##### Stored data #####

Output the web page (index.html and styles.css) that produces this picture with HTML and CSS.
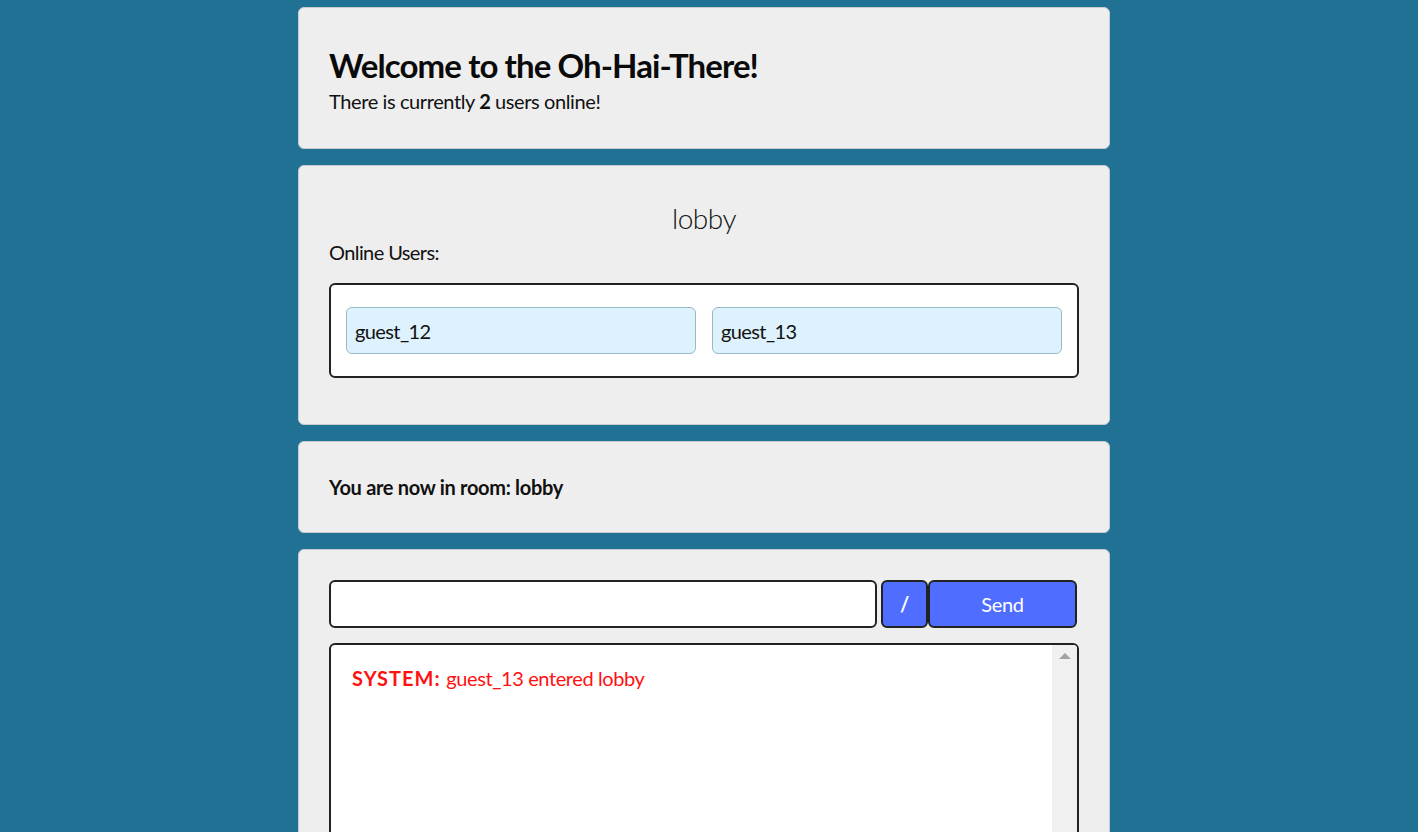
FILE: index.html
```html
<!DOCTYPE html>
<html>
<head>
<meta charset="utf-8">
<link rel="stylesheet" href="styles.css">
</head>
<body>
<main class="page">
  <section class="card card-welcome">
    <h1 class="title">Welcome to the Oh-Hai-There!</h1>
    <p class="subtitle">There is currently <b>2</b> users online!</p>
  </section>

  <section class="card card-room">
    <h2 class="room-name">lobby</h2>
    <p class="label">Online Users:</p>
    <div class="users">
      <div class="user">guest_12</div>
      <div class="user">guest_13</div>
    </div>
  </section>

  <section class="card card-status">
    <p class="status">You are now in room: lobby</p>
  </section>

  <section class="card card-chat">
    <div class="composer">
      <input class="msg-input" type="text">
      <button class="btn btn-slash">/</button>
      <button class="btn btn-send">Send</button>
    </div>
    <div class="messages">
      <div class="messages-list">
        <p class="msg"><span class="msg-sys">SYSTEM:</span> guest_13 entered lobby</p>
      </div>
      <div class="scrollbar"><span class="arrow-up"></span></div>
    </div>
  </section>
</main>
</body>
</html>
```

FILE: styles.css
```css
* { box-sizing: border-box; }
html, body {
  margin: 0;
  padding: 0;
  height: 100%;
  overflow: hidden;
}
body {
  background: #217195;
  font-family: Lato, "Open Sans", sans-serif;
  color: #111;
  padding-right: 10px;
}
.page {
  width: 812px;
  margin: 0 auto;
  padding-top: 7px;
  display: flex;
  flex-direction: column;
  gap: 16px;
}
.card {
  background: #eeeeee;
  border: 1px solid #c8cbcd;
  border-radius: 6px;
  padding: 0 30px;
}
.card-welcome {
  height: 142px;
  padding-top: 34px;
}
.title {
  margin: 0;
  font-size: 33px;
  letter-spacing: -0.9px;
  line-height: 46px;
  font-weight: bold;
  color: #0a0a0a;
}
.subtitle {
  margin: 0;
  font-size: 20px;
  letter-spacing: -0.4px;
  line-height: 26px;
}
.card-room {
  height: 260px;
  padding-top: 34px;
}
.room-name {
  margin: 0;
  text-align: center;
  font-weight: 300;
  font-size: 28px;
  letter-spacing: -0.5px;
  line-height: 36px;
}
.label {
  margin: 2px 0 0;
  font-size: 20px;
  letter-spacing: -0.6px;
  line-height: 28px;
}
.users {
  margin-top: 17px;
  height: 95px;
  background: #fff;
  border: 2px solid #222;
  border-radius: 6px;
  padding: 22px 15px;
  display: flex;
  gap: 16px;
}
.user {
  flex: 1;
  height: 47px;
  background: #ddf2fd;
  border: 1px solid #98b9c8;
  border-radius: 6px;
  padding-left: 8px;
  font-size: 20px;
  letter-spacing: -0.6px;
  line-height: 47px;
}
.card-status {
  height: 92px;
  display: flex;
  align-items: center;
}
.status {
  margin: 0;
  font-size: 20px;
  letter-spacing: -0.3px;
  font-weight: bold;
}
.card-chat {
  height: 300px;
  padding-top: 30px;
}
.composer {
  display: flex;
  height: 48px;
}
.msg-input {
  width: 548px;
  height: 48px;
  border: 2px solid #222;
  border-radius: 6px;
  background: #fff;
  margin: 0 4px 0 0;
  padding: 0 8px;
}
.btn {
  height: 48px;
  background: #4f6dff;
  border: 2px solid #222;
  border-radius: 6px;
  color: #fff;
  font-family: inherit;
  font-size: 20px;
  letter-spacing: -0.3px;
  padding: 0;
  margin: 0;
}
.btn-slash {
  width: 47px;
  font-weight: bold;
}
.btn-send {
  width: 149px;
}
.messages {
  margin-top: 15px;
  width: 750px;
  height: 260px;
  background: #fff;
  border: 2px solid #222;
  border-radius: 6px 6px 0 0;
  display: flex;
  overflow: hidden;
}
.messages-list {
  flex: 1;
  padding: 21px 21px;
}
.msg {
  margin: 0;
  color: #ff1111;
  font-size: 20px;
  letter-spacing: -0.4px;
}
.msg-sys {
  font-weight: bold;
  letter-spacing: 1px;
  margin-right: 1px;
}
.scrollbar {
  width: 25px;
  background: #f0f0f0;
  display: flex;
  justify-content: center;
  padding-top: 8px;
}
.arrow-up {
  width: 0;
  height: 0;
  border-left: 6px solid transparent;
  border-right: 6px solid transparent;
  border-bottom: 6px solid #a3a3a3;
}
```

#####

* [Requirements]: Leave out the pictures and output the rest of the material exactly as written.

* [Problem solution]:
Output the web page (index.html and styles.css) that produces this picture with HTML and CSS.
FILE: index.html
```html
<!DOCTYPE html>
<html>
<head>
<meta charset="utf-8">
<link rel="stylesheet" href="styles.css">
</head>
<body>
<main class="page">
  <section class="card card-welcome">
    <h1 class="title">Welcome to the Oh-Hai-There!</h1>
    <p class="subtitle">There is currently <b>2</b> users online!</p>
  </section>

  <section class="card card-room">
    <h2 class="room-name">lobby</h2>
    <p class="label">Online Users:</p>
    <div class="users">
      <div class="user">guest_12</div>
      <div class="user">guest_13</div>
    </div>
  </section>

  <section class="card card-status">
    <p class="status">You are now in room: lobby</p>
  </section>

  <section class="card card-chat">
    <div class="composer">
      <input class="msg-input" type="text">
      <button class="btn btn-slash">/</button>
      <button class="btn btn-send">Send</button>
    </div>
    <div class="messages">
      <div class="messages-list">
        <p class="msg"><span class="msg-sys">SYSTEM:</span> guest_13 entered lobby</p>
      </div>
      <div class="scrollbar"><span class="arrow-up"></span></div>
    </div>
  </section>
</main>
</body>
</html>
```

FILE: styles.css
```css
* { box-sizing: border-box; }
html, body {
  margin: 0;
  padding: 0;
  height: 100%;
  overflow: hidden;
}
body {
  background: #217195;
  font-family: Lato, "Open Sans", sans-serif;
  color: #111;
  padding-right: 10px;
}
.page {
  width: 812px;
  margin: 0 auto;
  padding-top: 7px;
  display: flex;
  flex-direction: column;
  gap: 16px;
}
.card {
  background: #eeeeee;
  border: 1px solid #c8cbcd;
  border-radius: 6px;
  padding: 0 30px;
}
.card-welcome {
  height: 142px;
  padding-top: 34px;
}
.title {
  margin: 0;
  font-size: 33px;
  letter-spacing: -0.9px;
  line-height: 46px;
  font-weight: bold;
  color: #0a0a0a;
}
.subtitle {
  margin: 0;
  font-size: 20px;
  letter-spacing: -0.4px;
  line-height: 26px;
}
.card-room {
  height: 260px;
  padding-top: 34px;
}
.room-name {
  margin: 0;
  text-align: center;
  font-weight: 300;
  font-size: 28px;
  letter-spacing: -0.5px;
  line-height: 36px;
}
.label {
  margin: 2px 0 0;
  font-size: 20px;
  letter-spacing: -0.6px;
  line-height: 28px;
}
.users {
  margin-top: 17px;
  height: 95px;
  background: #fff;
  border: 2px solid #222;
  border-radius: 6px;
  padding: 22px 15px;
  display: flex;
  gap: 16px;
}
.user {
  flex: 1;
  height: 47px;
  background: #ddf2fd;
  border: 1px solid #98b9c8;
  border-radius: 6px;
  padding-left: 8px;
  font-size: 20px;
  letter-spacing: -0.6px;
  line-height: 47px;
}
.card-status {
  height: 92px;
  display: flex;
  align-items: center;
}
.status {
  margin: 0;
  font-size: 20px;
  letter-spacing: -0.3px;
  font-weight: bold;
}
.card-chat {
  height: 300px;
  padding-top: 30px;
}
.composer {
  display: flex;
  height: 48px;
}
.msg-input {
  width: 548px;
  height: 48px;
  border: 2px solid #222;
  border-radius: 6px;
  background: #fff;
  margin: 0 4px 0 0;
  padding: 0 8px;
}
.btn {
  height: 48px;
  background: #4f6dff;
  border: 2px solid #222;
  border-radius: 6px;
  color: #fff;
  font-family: inherit;
  font-size: 20px;
  letter-spacing: -0.3px;
  padding: 0;
  margin: 0;
}
.btn-slash {
  width: 47px;
  font-weight: bold;
}
.btn-send {
  width: 149px;
}
.messages {
  margin-top: 15px;
  width: 750px;
  height: 260px;
  background: #fff;
  border: 2px solid #222;
  border-radius: 6px 6px 0 0;
  display: flex;
  overflow: hidden;
}
.messages-list {
  flex: 1;
  padding: 21px 21px;
}
.msg {
  margin: 0;
  color: #ff1111;
  font-size: 20px;
  letter-spacing: -0.4px;
}
.msg-sys {
  font-weight: bold;
  letter-spacing: 1px;
  margin-right: 1px;
}
.scrollbar {
  width: 25px;
  background: #f0f0f0;
  display: flex;
  justify-content: center;
  padding-top: 8px;
}
.arrow-up {
  width: 0;
  height: 0;
  border-left: 6px solid transparent;
  border-right: 6px solid transparent;
  border-bottom: 6px solid #a3a3a3;
}
```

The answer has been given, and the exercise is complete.